→ Objective
Return the lines below that carry the word "page".

:: Dataset extract ::

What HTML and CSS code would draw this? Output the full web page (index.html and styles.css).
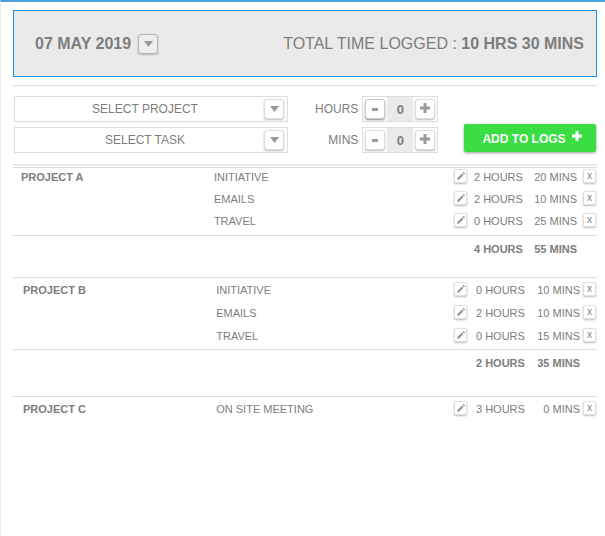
FILE: index.html
```html
<!DOCTYPE html>
<html lang="en">
<head>
<meta charset="utf-8">
<title>Time log</title>
<link rel="stylesheet" href="styles.css">
</head>
<body>
<svg class="sprites" aria-hidden="true">
  <symbol id="caret" viewBox="0 0 9 6"><path d="M0 0h9L4.500 6z"/></symbol>
  <symbol id="plus" viewBox="0 0 10 10"><path d="M3.500 0h3v3.500H10v3H6.500V10h-3V6.500H0v-3h3.500z"/></symbol>
  <symbol id="minus" viewBox="0 0 10 10"><path d="M2 5h6v3h-6z"/></symbol>
  <symbol id="pencil" viewBox="0 0 8 8"><path d="M0 8l.6-2.200L4.900 1.500l1.600 1.600L2.200 7.400zM5.400 1L6.200.2q.4-.3.800 0l.8.800q.3.400 0 .8l-.8.8z"/></symbol>
</svg>
<main class="page">
  <header class="summary">
    <div class="date">
      <strong>07 MAY 2019</strong>
      <button class="key key-date" type="button" aria-label="Choose date"><svg class="caret"><use href="#caret"/></svg></button>
    </div>
    <p class="total">TOTAL TIME LOGGED : <strong>10 HRS 30 MINS</strong></p>
  </header>

  <form class="entry">
    <div class="picks">
      <div class="pick">
        <select aria-label="Project"><option>SELECT PROJECT</option></select>
        <span class="key pick-key"><svg class="caret"><use href="#caret"/></svg></span>
      </div>
      <div class="pick">
        <select aria-label="Task"><option>SELECT TASK</option></select>
        <span class="key pick-key"><svg class="caret"><use href="#caret"/></svg></span>
      </div>
    </div>
    <div class="amounts">
      <label for="hours">HOURS</label>
      <div class="stepper">
        <button class="key key-strong" type="button" aria-label="Fewer hours"><svg class="sign"><use href="#minus"/></svg></button>
        <input id="hours" type="text" inputmode="numeric" value="0">
        <button class="key" type="button" aria-label="More hours"><svg class="sign"><use href="#plus"/></svg></button>
      </div>
      <label for="mins">MINS</label>
      <div class="stepper">
        <button class="key" type="button" aria-label="Fewer minutes"><svg class="sign"><use href="#minus"/></svg></button>
        <input id="mins" type="text" inputmode="numeric" value="0">
        <button class="key" type="button" aria-label="More minutes"><svg class="sign"><use href="#plus"/></svg></button>
      </div>
    </div>
    <button class="add" type="button">ADD TO LOGS <svg class="sign"><use href="#plus"/></svg></button>
  </form>

  <table class="log log-first">
    <tbody>
      <tr><th class="project" scope="row">PROJECT A</th><td class="task">INITIATIVE</td><td class="edit"><button class="key key-small" type="button" aria-label="Edit"><svg class="pencil"><use href="#pencil"/></svg></button></td><td class="hours">2 HOURS</td><td class="mins">20 MINS</td><td class="remove"><button class="key key-small" type="button" aria-label="Remove">x</button></td></tr>
      <tr><td></td><td>EMAILS</td><td><button class="key key-small" type="button" aria-label="Edit"><svg class="pencil"><use href="#pencil"/></svg></button></td><td>2 HOURS</td><td class="mins">10 MINS</td><td class="remove"><button class="key key-small" type="button" aria-label="Remove">x</button></td></tr>
      <tr><td></td><td>TRAVEL</td><td><button class="key key-small" type="button" aria-label="Edit"><svg class="pencil"><use href="#pencil"/></svg></button></td><td>0 HOURS</td><td class="mins">25 MINS</td><td class="remove"><button class="key key-small" type="button" aria-label="Remove">x</button></td></tr>
    </tbody>
    <tfoot>
      <tr><td colspan="3"></td><td>4 HOURS</td><td class="mins">55 MINS</td><td></td></tr>
    </tfoot>
  </table>

  <table class="log">
    <tbody>
      <tr><th class="project" scope="row">PROJECT B</th><td class="task">INITIATIVE</td><td class="edit"><button class="key key-small" type="button" aria-label="Edit"><svg class="pencil"><use href="#pencil"/></svg></button></td><td class="hours">0 HOURS</td><td class="mins">10 MINS</td><td class="remove"><button class="key key-small" type="button" aria-label="Remove">x</button></td></tr>
      <tr><td></td><td>EMAILS</td><td><button class="key key-small" type="button" aria-label="Edit"><svg class="pencil"><use href="#pencil"/></svg></button></td><td>2 HOURS</td><td class="mins">10 MINS</td><td class="remove"><button class="key key-small" type="button" aria-label="Remove">x</button></td></tr>
      <tr><td></td><td>TRAVEL</td><td><button class="key key-small" type="button" aria-label="Edit"><svg class="pencil"><use href="#pencil"/></svg></button></td><td>0 HOURS</td><td class="mins">15 MINS</td><td class="remove"><button class="key key-small" type="button" aria-label="Remove">x</button></td></tr>
    </tbody>
    <tfoot>
      <tr><td colspan="3"></td><td>2 HOURS</td><td class="mins">35 MINS</td><td></td></tr>
    </tfoot>
  </table>

  <table class="log">
    <tbody>
      <tr><th class="project" scope="row">PROJECT C</th><td class="task">ON SITE MEETING</td><td class="edit"><button class="key key-small" type="button" aria-label="Edit"><svg class="pencil"><use href="#pencil"/></svg></button></td><td class="hours">3 HOURS</td><td class="mins">0 MINS</td><td class="remove"><button class="key key-small" type="button" aria-label="Remove">x</button></td></tr>
    </tbody>
  </table>
</main>
</body>
</html>
```
FILE: styles.css
```css
* { box-sizing: border-box; }

body {
  margin: 0;
  background: #fff;
  color: #7d7d7d;
  font: 11px/16px "Liberation Sans", Arial, sans-serif;
}

button, input, select { font: inherit; color: inherit; margin: 0; padding: 0; }
svg { display: block; fill: #999; }
.sprites { display: none; }

.page {
  min-height: 100vh;
  padding: 8px 8px 16px 12px;
  border-top: 2px solid #4a9fe0;
  border-left: 1px solid #ebebeb;
}

.summary {
  display: flex;
  align-items: center;
  justify-content: space-between;
  height: 67px;
  padding: 0 12px 0 21px;
  border: 1px solid #1b91e6;
  background: #eaeaea;
  font-size: 16px;
}
.date { display: flex; align-items: center; gap: 7px; }
.total { margin: 0; }

/* Raised square key shared by carets, steppers and row actions */
.key {
  display: flex;
  align-items: center;
  justify-content: center;
  width: 20px;
  height: 20px;
  border: 1px solid #ddd;
  border-radius: 3px;
  background: #fff;
  box-shadow: 0 1px 2px #bbb;
}
.key-date { background: #eee; border-color: #b4b4b4; }
.key-strong { border-color: #ccc; box-shadow: 0 1px 2px #888; }
.key-small {
  width: 13px;
  height: 14px;
  border-color: #e0e0e0;
  border-radius: 2px;
  font-size: 10px;
  line-height: 10px;
}
.caret { width: 9px; height: 6px; }
.sign { width: 10px; height: 10px; }
.pencil { width: 8px; height: 8px; }

.entry {
  display: flex;
  align-items: flex-start;
  margin-top: 8px;
  padding: 10px 1px 11px 1px;
  border-top: 1px solid #ddd;
  border-bottom: 2px solid #ebebeb;
  font-size: 12px;
}
.picks { display: grid; gap: 5px; flex: 0 1 274px; }
.pick { position: relative; }
.pick select {
  display: block;
  width: 100%;
  height: 26px;
  padding-right: 12px;
  border: 1px solid #ddd;
  background: #fff;
  appearance: none;
  text-align-last: center;
}
.pick-key { position: absolute; right: 4px; top: 3px; pointer-events: none; }

.amounts {
  display: grid;
  grid-template-columns: auto auto;
  align-items: center;
  justify-items: end;
  gap: 5px 4px;
  margin-left: 27px;
}
.stepper { display: flex; align-items: center; height: 26px; padding: 0 2px; border: 1px solid #ddd; }
.stepper input {
  width: 26px;
  height: 24px;
  margin: 0 2px;
  border: 0;
  background: #eaeaea;
  font-size: 13px;
  font-weight: bold;
  text-align: center;
}
.stepper .sign { margin-bottom: 3px; }

.add {
  display: flex;
  align-items: center;
  justify-content: center;
  gap: 6px;
  width: 132px;
  height: 28px;
  margin: 28px 0 0 auto;
  padding: 2px 0 0 4px;
  border: 0;
  border-radius: 2px;
  background: #3ade43;
  box-shadow: 0 1px 3px #999;
  color: #fff;
  font-weight: bold;
}
.add svg { fill: #fff; margin-bottom: 6px; }

.log {
  width: 100%;
  margin-bottom: 20px;
  border-collapse: separate;
  border-spacing: 0;
  border-top: 1px solid #ddd;
  table-layout: fixed;
}
.log td, .log th {
  height: 23px;
  padding: 4px 0 0;
  text-align: left;
  vertical-align: top;
  white-space: nowrap;
}
.log tbody tr:nth-child(3) td { height: 25px; }
.log .project { width: 34.800%; padding-left: 10px; }
.edit { width: 22px; }
.hours { width: 56px; }
.log .mins { width: 48px; text-align: right; }
.log .remove { width: 17px; padding-right: 1px; }
.remove .key { margin-left: auto; }
.log tfoot td { height: 27px; padding-top: 5px; border-top: 1px solid #ddd; font-weight: bold; }

/* The first group sits tight under the entry form */
.log-first { margin-top: 1px; margin-bottom: 15px; }
.log-first tbody td, .log-first tbody th { height: 22px; padding-top: 1px; }
.log-first tbody tr:nth-child(3) td { height: 23px; }
.log-first .project { width: 34.400%; padding-left: 8px; }
.log-first .edit { width: 20px; }
.log-first .hours { width: 55px; }
.log-first .remove { width: 20px; }
```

:::

→ Expected answer
What HTML and CSS code would draw this? Output the full web page (index.html and styles.css).
<main class="page">
.page {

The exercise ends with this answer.